While recent years have witnessed great progress on using diffusion models for video generation, most of them are simple extensions of image generation frameworks, which fail to explicitly consider one of the key differences between videos and images, i.e., motion. In this paper, we propose a novel motion-aware video generation (MoVideo) framework that takes motion into consideration from two aspects: video depth and optical flow. The former regulates motion by per-frame object distances and spatial layouts, while the later describes motion by cross-frame correspondences that help in preserving fine details and improving temporal consistency. More specifically, given a key frame that exists or generated from text prompts, we first design a diffusion model with spatio-temporal modules to generate the video depth and the corresponding optical flows. Then, the video is generated in the latent space by another spatio-temporal diffusion model under the guidance of depth, optical flow-based warped latent video and the calculated occlusion mask. Lastly, we use optical flows again to align and refine different frames for better video decoding from the latent space to the pixel space. In experiments, MoVideo achieves state-of-the-art results in both text-to-video and image-to-video generation, showing promising prompt consistency, frame consistency and visual quality.
Paper Structure (19 sections, 11 equations, 5 figures, 6 tables)

This paper contains 19 sections, 11 equations, 5 figures, 6 tables.

Figures (5)

  • Figure 1: The basic spatio-temporal block for building the 3D denoising UNet.

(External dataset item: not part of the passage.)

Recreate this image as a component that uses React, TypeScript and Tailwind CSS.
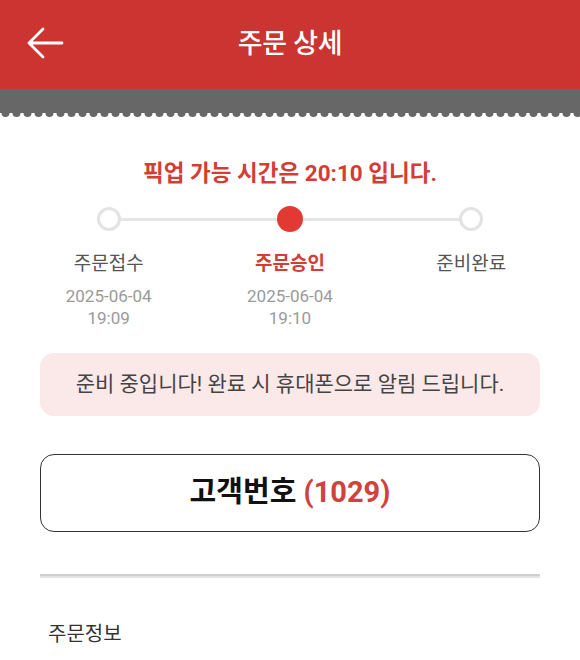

We add temporal modules, including temporal convolution and temporal attention layers after spatial convolution and spacial attention layers. The ${fps}$ is encoded by a multi-layer perceptron and then added to the feature after 2D convolution, while key frame $x_{key}$ is encoded by the image encoder from an open-sourced pretrained image-text bi-encoder model and then injected to the 2D spatial attention layer by cross attention.
  • Figure 2: The comparison on different architectures for text-to-video generation without text-video training pairs. As the top route shows, some methods singer2022makeesser2023structure first encode the text with the text encoder from an open-sourced pretrained image-text bi-encoder model and then use a text-to-image prior ramesh2021zeroramesh2022hierarchical to transform it to the pooled image embedding, which is used as the condition to guide the generation of video. Instead, we propose to first generate an image by a public text-to-image latent diffusion model and extract its unpooled image embedding that preserves spatial layout and local details of the image, based on which we generate the depth and optical flow of the video and then use them to guide video generation.
  • Figure 3: The basic block for building the optical flow-augmented video decoding model. We add temporal convolution layers after spatial convolution layers to extract spatio-temporal video features. After that, with the optical flow ${o^{i2v}_f}$, we align the key frame $z_{key}$ towards the each frame as $\widetilde{z_f}$, which is concatenated with $z_f$ for feature refinement.
  • Figure 4: Visual comparison on text-to-video generation. For each example, the first row is from our method, while the second row is from VideoDiffusion yu2023video. More visual comparisons, including video results, are provided in the supplementary.
  • Figure 5: Visual comparison on image-to-video generation. The first three rows are guided by the generated depth and optical flows, while the rest rows are guided by the ground-truth (GT) ones. More visual comparisons, including video results, are provided in the supplementary.